Bottom line, Kelly has the talent to be a starting quarterback in the NFL, but it’s yet to be determined if he has the character to go along with that talent. Nonetheless, The Bengals may need a backup quarterback soon and Kelly could be a guy worth taking a chance on this late in the draft.
As it stands right now, AJ McCarron is the backup quarterback for the Bengals. He’s arguably the best backup quarterback in the league. It’s because of his abilities that he’s become a hot commodity in the trade market. Director of player personnel Duke Tobin, has stated that there’s going to be high asking price to get a deal done for McCarron, but that doesn’t mean it’s out of the question. If a deal gets done, the Bengals are going to need another quarterback. Chad Kelly would be good value pick in the seventh round.

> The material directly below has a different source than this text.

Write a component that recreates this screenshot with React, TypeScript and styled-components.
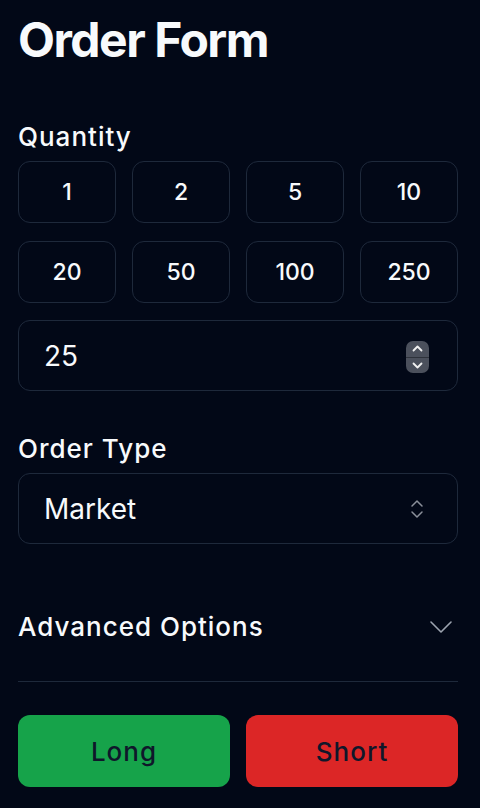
import React, { useState } from "react";
import styled, { createGlobalStyle } from "styled-components";

const GlobalStyle = createGlobalStyle`
  html, body {
    margin: 0;
    padding: 0;
    background: #020817;
  }
  body {
    font-family: Inter, "Noto Sans", sans-serif;
    color: #f8fafc;
  }
  * {
    box-sizing: border-box;
  }
`;

const Page = styled.div`
  width: 480px;
  min-height: 808px;
  padding: 16px 22px 0 18px;
  background: #020817;
`;

const Title = styled.h1`
  margin: 0 0 57px;
  font-size: 48px;
  line-height: 48px;
  font-weight: 700;
  letter-spacing: -1.5px;
`;

const Label = styled.label`
  display: block;
  font-size: 26px;
  line-height: 32px;
  font-weight: 500;
  letter-spacing: 1px;
  margin-bottom: 8px;
`;

const QuickGrid = styled.div`
  display: grid;
  grid-template-columns: repeat(4, 1fr);
  column-gap: 16px;
  row-gap: 18px;
`;

const QuickButton = styled.button<{ $active?: boolean }>`
  height: 62px;
  border: 1px solid #1e293b;
  border-radius: 12px;
  background: ${({ $active }) => ($active ? "#1e293b" : "transparent")};
  color: #f8fafc;
  font-family: Inter, sans-serif;
  font-size: 23px;
  font-weight: 500;
  cursor: pointer;
`;

const InputWrap = styled.div`
  position: relative;
  margin-top: 17px;
`;

const NumberInput = styled.input`
  width: 100%;
  height: 71px;
  border: 1px solid #1e293b;
  border-radius: 12px;
  background: transparent;
  color: #f8fafc;
  font-family: Inter, sans-serif;
  font-size: 28px;
  padding: 0 60px 0 25px;
  outline: none;
  -moz-appearance: textfield;

  &::-webkit-inner-spin-button,
  &::-webkit-outer-spin-button {
    -webkit-appearance: none;
    margin: 0;
  }
`;

const Spinner = styled.div`
  position: absolute;
  right: 29px;
  top: 21px;
  width: 23px;
  height: 32px;
  border-radius: 7px;
  background: #4b505c;
  display: flex;
  flex-direction: column;
  overflow: hidden;
`;

const SpinHalf = styled.div<{ $top?: boolean }>`
  flex: 1;
  display: flex;
  align-items: center;
  justify-content: center;
  border-bottom: ${({ $top }) => ($top ? "1px solid #2e323b" : "none")};
`;

const Section = styled.div`
  margin-top: 42px;
`;

const SelectBox = styled.div`
  height: 71px;
  border: 1px solid #1e293b;
  border-radius: 12px;
  display: flex;
  align-items: center;
  justify-content: space-between;
  padding: 0 33px 0 25px;
  font-size: 28px;
  cursor: pointer;
`;

const Accordion = styled.div`
  margin-top: 29px;
  border-bottom: 1px solid #1e293b;
`;

const Trigger = styled.button`
  width: 100%;
  display: flex;
  align-items: center;
  justify-content: space-between;
  padding: 38px 6px 38px 0;
  background: transparent;
  border: none;
  color: #f8fafc;
  font-family: Inter, sans-serif;
  font-size: 26px;
  line-height: 32px;
  font-weight: 500;
  letter-spacing: 1px;
  cursor: pointer;
`;

const Actions = styled.div`
  display: grid;
  grid-template-columns: 1fr 1fr;
  gap: 16px;
  margin-top: 33px;
`;

const ActionButton = styled.button<{ $tone: "long" | "short" }>`
  height: 72px;
  border: none;
  border-radius: 12px;
  background: ${({ $tone }) => ($tone === "long" ? "#16a34a" : "#dc2626")};
  color: #0f172a;
  font-family: Inter, sans-serif;
  font-size: 26px;
  font-weight: 500;
  letter-spacing: 1px;
  cursor: pointer;
`;

const quantities = [1, 2, 5, 10, 20, 50, 100, 250];

const SmallChevron = ({ up }: { up?: boolean }) => (
  <svg width="11" height="7" viewBox="0 0 11 7" fill="none">
    <polyline
      points={up ? "1.5,5.5 5.5,1.5 9.5,5.5" : "1.5,1.5 5.5,5.5 9.5,1.5"}
      stroke="#f1f1f1"
      strokeWidth="1.8"
      strokeLinecap="round"
      strokeLinejoin="round"
    />
  </svg>
);

const UpDownIcon = () => (
  <svg width="14" height="20" viewBox="0 0 14 20" fill="none">
    <polyline
      points="2,7 7,2 12,7"
      stroke="#8b909a"
      strokeWidth="1.5"
      strokeLinecap="round"
      strokeLinejoin="round"
    />
    <polyline
      points="2,13 7,18 12,13"
      stroke="#8b909a"
      strokeWidth="1.5"
      strokeLinecap="round"
      strokeLinejoin="round"
    />
  </svg>
);

const ChevronDown = () => (
  <svg width="22" height="12" viewBox="0 0 22 12" fill="none">
    <polyline
      points="1,1 11,11 21,1"
      stroke="#9ca3af"
      strokeWidth="1.6"
      strokeLinecap="round"
      strokeLinejoin="round"
    />
  </svg>
);

export default function App() {
  const [qty, setQty] = useState("25");

  return (
    <Page>
      <GlobalStyle />
      <Title>Order Form</Title>

      <Label>Quantity</Label>
      <QuickGrid>
        {quantities.map((q) => (
          <QuickButton key={q} onClick={() => setQty(String(q))}>
            {q}
          </QuickButton>
        ))}
      </QuickGrid>
      <InputWrap>
        <NumberInput
          type="number"
          value={qty}
          onChange={(e) => setQty(e.target.value)}
        />
        <Spinner>
          <SpinHalf $top>
            <SmallChevron up />
          </SpinHalf>
          <SpinHalf>
            <SmallChevron />
          </SpinHalf>
        </Spinner>
      </InputWrap>

      <Section>
        <Label>Order Type</Label>
        <SelectBox>
          <span>Market</span>
          <UpDownIcon />
        </SelectBox>
      </Section>

      <Accordion>
        <Trigger>
          <span>Advanced Options</span>
          <ChevronDown />
        </Trigger>
      </Accordion>

      <Actions>
        <ActionButton $tone="long">Long</ActionButton>
        <ActionButton $tone="short">Short</ActionButton>
      </Actions>
    </Page>
  );
}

Round 7: Josh Augusta,defensive tackle, Missouri
Josh Augusta has proven to be a disruptive defensive lineman, aggressive at the point of attack. On top of that, many believe that he hasn’t shown his full potential yet. Augusta is an aggressive and high upside player who would be a steal in the seventh round. He grades out be more of a fourth or fifth round selection, but he’s shown an inability to control his weight that could result in him dropping to the seventh. He’d be a nice addition that could provide some depth for the Bengals.
The Bengals don’t desperately need a defensive tackle, but they could afford to address the position. Geno Atkins is a top 3 defensive tackle in the league, but the team just lost Domata Peko in free agency. Andrew Billings is ultimately the guy who steps in and replaces Peko. And guys like Deshawn Williams and Brandon Thompson are also worthy backups that the Bengals have on their roster. Still, the Bengals could afford to add a defensive tackle just to be safe, and Augusta would be a nice pick up here in the seventh round.